Ahead of his contribution to EXHALE’s VA002 compilation, Amelie Lens’ star student is eager to introduce the world to his hard and dark techno.
Thunderous kick drums, fast acidic sequences, and hard-hitting rave stabs is what Ahl Iver is all about. Oliver Maes (fun fact: Oliver spelt phonetically is Ahl Iver) has a big heart for fast-paced kickdrums, and that’s what made him stand out between the thousands of demos in Amelie Lens’ mailbox. The Antwerp-native has already dropped two EPs on Lenske Recordings, and a new track is scheduled on the new EXHALE compilation this week. If you like your techno ruthless, look no further.
LENSKE helped me professionalize my sound from an early stage.
How did you get in touch with Amelie?
“She must have been the first one who heard my Ahl Iver tracks. When I responded to her call for demos, I never thought she would reply, but I had nothing to lose either. I had only been producing for a few months before she started playing some of my music. At that point, I had already messed about with different sounds, but I was ready to take my career more seriously. We continued to send each other music back and forth, and in 2019, she asked me to release my debut vinyl EP on Lenske. I released another one earlier in 2021, and I guess that won’t be the last one”.
Is Amelie someone who helps you with your production? How does the cooperation work exactly?
"She doesn't just help me in the studio. She helps me with everything! I'm getting more and more booking and media requests, and I never respond before hearing what she has to say about it. Farrago (EXHALE and Lenske co-owner, ed) too gave me loads of useful production tips I now apply in the studio every day. They helped me professionalize my sound from an early stage. It's quite incredible what they have done for me, and I'm extremely grateful for that".

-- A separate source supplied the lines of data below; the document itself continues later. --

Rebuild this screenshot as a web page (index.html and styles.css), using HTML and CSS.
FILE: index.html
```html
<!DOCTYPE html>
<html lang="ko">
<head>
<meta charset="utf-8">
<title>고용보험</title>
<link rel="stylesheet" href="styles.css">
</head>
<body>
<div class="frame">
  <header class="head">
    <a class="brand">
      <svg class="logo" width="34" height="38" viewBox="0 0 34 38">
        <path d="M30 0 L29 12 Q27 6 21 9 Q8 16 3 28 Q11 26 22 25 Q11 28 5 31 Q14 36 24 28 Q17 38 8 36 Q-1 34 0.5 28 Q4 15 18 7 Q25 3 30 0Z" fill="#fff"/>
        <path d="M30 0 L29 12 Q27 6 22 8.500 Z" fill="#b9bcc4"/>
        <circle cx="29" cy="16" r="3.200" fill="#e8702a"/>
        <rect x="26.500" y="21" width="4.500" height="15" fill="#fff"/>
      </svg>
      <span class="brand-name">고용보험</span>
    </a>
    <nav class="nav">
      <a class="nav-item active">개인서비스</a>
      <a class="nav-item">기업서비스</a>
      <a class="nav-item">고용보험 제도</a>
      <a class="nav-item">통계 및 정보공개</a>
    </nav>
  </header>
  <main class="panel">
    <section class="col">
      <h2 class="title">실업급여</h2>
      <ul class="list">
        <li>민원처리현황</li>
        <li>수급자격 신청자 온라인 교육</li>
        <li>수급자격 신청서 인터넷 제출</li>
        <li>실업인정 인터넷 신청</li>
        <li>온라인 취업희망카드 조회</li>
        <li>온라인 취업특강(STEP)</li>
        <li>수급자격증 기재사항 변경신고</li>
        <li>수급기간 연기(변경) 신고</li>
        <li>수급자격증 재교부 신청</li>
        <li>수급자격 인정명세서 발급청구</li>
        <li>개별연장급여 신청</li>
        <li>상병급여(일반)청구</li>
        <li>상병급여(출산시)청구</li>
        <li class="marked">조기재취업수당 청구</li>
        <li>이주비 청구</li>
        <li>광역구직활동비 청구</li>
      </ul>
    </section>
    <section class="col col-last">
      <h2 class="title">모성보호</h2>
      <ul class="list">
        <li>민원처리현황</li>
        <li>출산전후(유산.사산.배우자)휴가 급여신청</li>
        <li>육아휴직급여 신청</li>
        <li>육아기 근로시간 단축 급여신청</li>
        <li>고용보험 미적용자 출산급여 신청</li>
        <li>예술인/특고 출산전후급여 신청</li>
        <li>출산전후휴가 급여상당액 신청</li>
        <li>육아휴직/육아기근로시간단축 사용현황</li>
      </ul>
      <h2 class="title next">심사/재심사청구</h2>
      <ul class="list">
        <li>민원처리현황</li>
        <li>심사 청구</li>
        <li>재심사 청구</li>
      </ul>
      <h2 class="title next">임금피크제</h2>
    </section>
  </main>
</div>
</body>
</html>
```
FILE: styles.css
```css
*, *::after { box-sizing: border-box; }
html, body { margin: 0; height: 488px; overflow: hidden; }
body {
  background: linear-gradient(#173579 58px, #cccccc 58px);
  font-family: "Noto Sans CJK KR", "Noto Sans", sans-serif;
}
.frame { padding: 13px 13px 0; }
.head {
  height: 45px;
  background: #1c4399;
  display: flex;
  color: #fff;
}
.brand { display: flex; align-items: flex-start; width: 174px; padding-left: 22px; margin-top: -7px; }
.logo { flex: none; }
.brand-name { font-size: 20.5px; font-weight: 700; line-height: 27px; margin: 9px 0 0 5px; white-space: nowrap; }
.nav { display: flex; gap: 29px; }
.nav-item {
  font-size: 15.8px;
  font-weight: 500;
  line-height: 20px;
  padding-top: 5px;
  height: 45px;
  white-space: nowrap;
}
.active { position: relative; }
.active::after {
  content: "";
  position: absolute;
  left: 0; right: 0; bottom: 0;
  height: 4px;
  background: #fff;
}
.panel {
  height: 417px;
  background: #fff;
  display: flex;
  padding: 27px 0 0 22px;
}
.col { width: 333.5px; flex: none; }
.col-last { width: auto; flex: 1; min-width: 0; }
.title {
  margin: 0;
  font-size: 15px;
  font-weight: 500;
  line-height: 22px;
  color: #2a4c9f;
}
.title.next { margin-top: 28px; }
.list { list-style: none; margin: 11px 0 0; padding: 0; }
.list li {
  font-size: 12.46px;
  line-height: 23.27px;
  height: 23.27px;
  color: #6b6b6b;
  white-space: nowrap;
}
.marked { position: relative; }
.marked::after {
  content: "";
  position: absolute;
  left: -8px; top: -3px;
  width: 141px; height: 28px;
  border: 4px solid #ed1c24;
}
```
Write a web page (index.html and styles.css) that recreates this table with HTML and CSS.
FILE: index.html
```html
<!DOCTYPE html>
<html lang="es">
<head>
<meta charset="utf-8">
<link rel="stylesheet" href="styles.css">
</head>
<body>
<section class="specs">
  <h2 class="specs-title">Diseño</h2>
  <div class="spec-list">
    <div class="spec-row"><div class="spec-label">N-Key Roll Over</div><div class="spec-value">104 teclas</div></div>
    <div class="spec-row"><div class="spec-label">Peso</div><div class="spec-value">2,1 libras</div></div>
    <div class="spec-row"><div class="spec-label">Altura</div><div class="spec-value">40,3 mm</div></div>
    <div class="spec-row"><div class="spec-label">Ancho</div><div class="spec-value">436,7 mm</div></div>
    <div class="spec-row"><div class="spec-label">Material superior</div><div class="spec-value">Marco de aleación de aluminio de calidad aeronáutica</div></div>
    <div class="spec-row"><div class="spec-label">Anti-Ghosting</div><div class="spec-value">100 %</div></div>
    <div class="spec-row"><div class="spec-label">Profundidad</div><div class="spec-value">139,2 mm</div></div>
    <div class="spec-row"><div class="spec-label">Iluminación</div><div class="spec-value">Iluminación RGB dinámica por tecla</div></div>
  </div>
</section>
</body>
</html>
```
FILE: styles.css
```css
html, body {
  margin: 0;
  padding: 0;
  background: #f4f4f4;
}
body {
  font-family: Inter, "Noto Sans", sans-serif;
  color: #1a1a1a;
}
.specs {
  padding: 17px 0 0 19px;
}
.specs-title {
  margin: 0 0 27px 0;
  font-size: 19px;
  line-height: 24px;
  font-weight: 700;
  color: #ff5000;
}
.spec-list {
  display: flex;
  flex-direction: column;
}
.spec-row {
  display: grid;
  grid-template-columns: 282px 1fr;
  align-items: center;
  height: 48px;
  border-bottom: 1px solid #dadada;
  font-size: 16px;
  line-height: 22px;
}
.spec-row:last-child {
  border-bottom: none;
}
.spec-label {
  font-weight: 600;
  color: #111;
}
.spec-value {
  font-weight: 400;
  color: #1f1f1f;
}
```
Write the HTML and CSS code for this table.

I'm someone who always looks for the extremes in music.
Your music can be categorized as the harder and darker type of techno. What is it that draws you to that sound?
"I'm someone who always looks for the extremes in music. Before I made music, I was into hardcore and hard dance. Nothing was ever too hard for me; maybe that rule still applies today (laughs). I need to hear the power, you know. I can’t really describe it any other way”.
In general, techno nowadays seems to take a turn to those darker styles. How do you feel about that trend?
“I love it. Not just as an artist who makes that type of music, but as a raver too. I love the fact that I can go out in my hometown and dance to those dark kicks and basslines every weekend (Hard Harder Hardst and Slagveld at Club Vaag are great examples). It wasn’t always like that. You had to go to Rotterdam or Berlin for that until recently. Nowadays, there are a lot more opportunities in Belgium for artists with that sound. As it’s still a relatively small scene, many young artists and DJs like me get cool bookings. It’s just great to see it all happen in front of me and be a part of it. There are always going to be purists who want everything to stay the same, but I don’t let that get to me”.
2020 was going to be your breakthrough year, but then everything got shut down. How do you feel about that missed start now that we’re slowly crawling out of this pandemic?
"At first, I had a hard time accepting all those cancellations. There were some very cool bookings I was dying to play. Then again, I was lucky I didn't fully depend on DJ-ing for my income yet. I was still in school when it started, and I have a job now, which helped me put things into perspective. As the first new bookings are coming in again, I only feel relief that I'm picking things up where I left them. The first gig is scheduled for July in Sheffield. After that, there's a lot more I can’t tell you about yet. Excitement is an understatement (laughs)”!